How to sum all command line arguments in C?

Question

I have an assignment. The program is to print the sum of all command line arguments in C. I tried this code it compiles but throws an error after passed arguments in the console. Below is the code.

/* Printing sum of all command line arguments */
#include <stdio.h>

int main(int argc, char *argv[]) {
    int sum = 0, counter;

    for (counter = 1; counter <= argc; counter++) {
       sum = atoi(sum) + atoi(argv[counter]);
    }
    printf("Sum of %d command line arguments is: %d\n", argc, sum);
}

After compiling it outputs a Segmentation fault (core dumped) error. Your experience may solve my problem.

Below is my edited code:

/* Printing sum of all command line arguments*/
#include <stdio.h>
#include <stdlib.h> // Added this library file

int main (int argc, char *argv[]) {
    int sum = 0, counter;

    for (counter = 1; counter < argc; counter++) {
        // Changed the arithmetic condition
        sum = sum + atoi(argv[counter]);
        // Removed the atoi from sum variable
    }
    printf("Sum of %d command line arguments is: %d\n", argc, sum);
}

Answer 1

Because you are iterating until counter == argc, you are passign a NULL pointer to atoi(), It's simple, just rely on the fact that the argv array has a NULLsentinel, and do this

/* Printing sum of all command line arguments*/
#include <stdlib.h> /* For `atoi()' */
#include <stdio.h>  /* For `printf()' */

int main(int argc, char *argv[])
{
    int sum;
    sum = 0;
    for (int counter = 1; argv[counter] != NULL; ++counter)     {
        sum += atoi(argv[counter]);
    }
    printf("Sum of %d command line arguments is: %d\n", argc, sum);
}

Note that atoi(sum) is undefined behavior because sum is an int and is not a valid pointer. While atoi() will try to dereference it. Also aoti() stands for ascii to integer and sum is already an integer so the conversion doesn't make sense.

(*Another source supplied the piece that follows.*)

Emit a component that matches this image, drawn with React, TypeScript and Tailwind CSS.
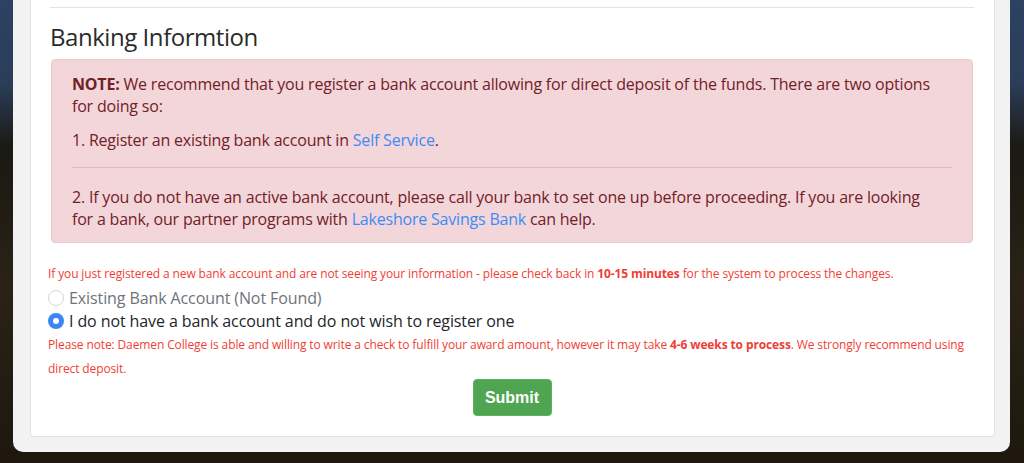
import React from "react";

const font = { fontFamily: '"Open Sans", "Noto Sans", sans-serif' };

export default function App() {
  return (
    <div className="w-[1024px] h-[463px] overflow-hidden bg-[linear-gradient(180deg,#2c4262_0%,#2b3d58_18%,#1a1913_32%,#2a2216_62%,#1d170e_100%)]">
      <div className="ml-[13px] w-[997px] h-[452px] bg-[#f2f2f2] rounded-b-[10px] flex flex-col pb-[15px]">
        <div
          className="ml-[17px] w-[965px] flex-1 bg-white border-x border-b border-[#e3e3e3] rounded-b-[4px] pt-[7px] pl-[19px] pr-[20px] flex flex-col"
          style={font}
        >
          <div className="border-t border-[#e2e2e2]" />
          <h3 className="mt-[14px] text-[24px] leading-[29px] tracking-[-0.45px] text-[#2b2b2b]">Banking Informtion</h3>
          <div className="mt-[8px] ml-[1px] mr-[1px] bg-[#f3d6d9] border border-[#efc8cd] rounded-[4px] pl-[20px] pr-[20px] pt-[13px] pb-[12px] text-[16px] leading-[22px] tracking-[-0.2px] text-[#722028]">
            <p className="mb-[12px]">
              <b>NOTE:</b> We recommend that you register a bank account allowing for direct deposit of the funds. There are two options for doing so:
            </p>
            <p>
              1. Register an existing bank account in <span className="text-[#3d8bf7]">Self Service</span>.
            </p>
            <div className="mt-[16px] mb-[18px] border-t border-[#e7b9bf]" />
            <p className="pr-[12px]">
              2. If you do not have an active bank account, please call your bank to set one up before proceeding. If you are looking for a bank, our partner programs with <span className="text-[#3d8bf7]">Lakeshore Savings Bank</span> can help.
            </p>
          </div>
          <p className="mt-[22px] -ml-[2px] text-[12px] leading-[18px] tracking-[-0.12px] text-[#f23d35]">
            If you just registered a new bank account and are not seeing your information - please check back in <b>10-15 minutes</b> for the system to process the changes.
          </p>
          <label className="-ml-[2px] mt-[3px] flex items-center gap-[5px] h-[23px] text-[16px] tracking-[-0.1px] text-[#6e7479]">
            <span className="w-[16px] h-[16px] rounded-full border border-[#d4d4d4] bg-white" />
            Existing Bank Account (Not Found)
          </label>
          <label className="-ml-[2px] flex items-center gap-[5px] h-[23px] text-[16px] tracking-[-0.1px] text-[#23262a]">
            <span className="w-[16px] h-[16px] rounded-full bg-[#3b85f5] flex items-center justify-center">
              <span className="w-[6px] h-[6px] rounded-full bg-white" />
            </span>
            I do not have a bank account and do not wish to register one
          </label>
          <p className="-ml-[2px] mt-[1px] text-[12px] leading-[24px] tracking-[-0.12px] text-[#f23d35]">
            Please note: Daemen College is able and willing to write a check to fulfill your award amount, however it may take <b>4-6 weeks to process</b>. We strongly recommend using direct deposit.
          </p>
          <div className="flex justify-center -mt-[2px]">
            <button
              className="w-[79px] h-[37px] rounded-[4px] bg-[#50a552] border border-[#5cb25e] text-white font-bold text-[16px]"
              style={{ fontFamily: '"Liberation Sans", Arial, sans-serif' }}
            >
              Submit
            </button>
          </div>
        </div>
      </div>
    </div>
  );
}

Finally, include stdlib.h for atoi(). I know you didn't include it because I have warnings enabled on my compiler and it warned me that atoi() was implicitly defined. It might work, but just because undefined behavior is that, UNDEFINED.

Also, note that there is no way to know whether the passed argument is an integer, because atoi() cannot perform error checking. You might want to use strtol() instead and check if all the values are integers.

So ... this is how you would write a more robust version of this program

#include <stdio.h>
#include <stdlib.h>

int main(int argc, char *argv[])
{
    int sum;
    sum = 0;
    for (int counter = 1; argv[counter] != NULL; ++counter)     {
        char *endptr;
        sum += strtol(argv[counter], &endptr, 10);
        if (*endptr != '\0') {
            fprintf(stderr, "error: the `%d-th' argument `%s', is not a valid integer\n", counter, argv[counter]);
            return EXIT_FAILURE;
        }
    }
    printf("sum of %d command line arguments is: %d\n", argc, sum);
    return EXIT_SUCCESS;
}

EDIT: To address this comment

There is a possibility that argc == 0, for instance if you execute the program through one of the exec*() functions. In that case you must check before starting the loop or argv[counter] will be one element after the last, i.e. out of bounds.

Answer 2

It is specified that argv[argc] will always be a null pointer. You loop once too many, and pass this null pointer to atoi, leading to undefined behavior.

Change your loop conditions to be counter < argc.

And sum already is an integer, you do not need to convert it to an integer with atoi. That atoi(sum) will also lead to undefined behavior as the very first iteration will pass zero to atoi, which could be seen as a null pointer as well.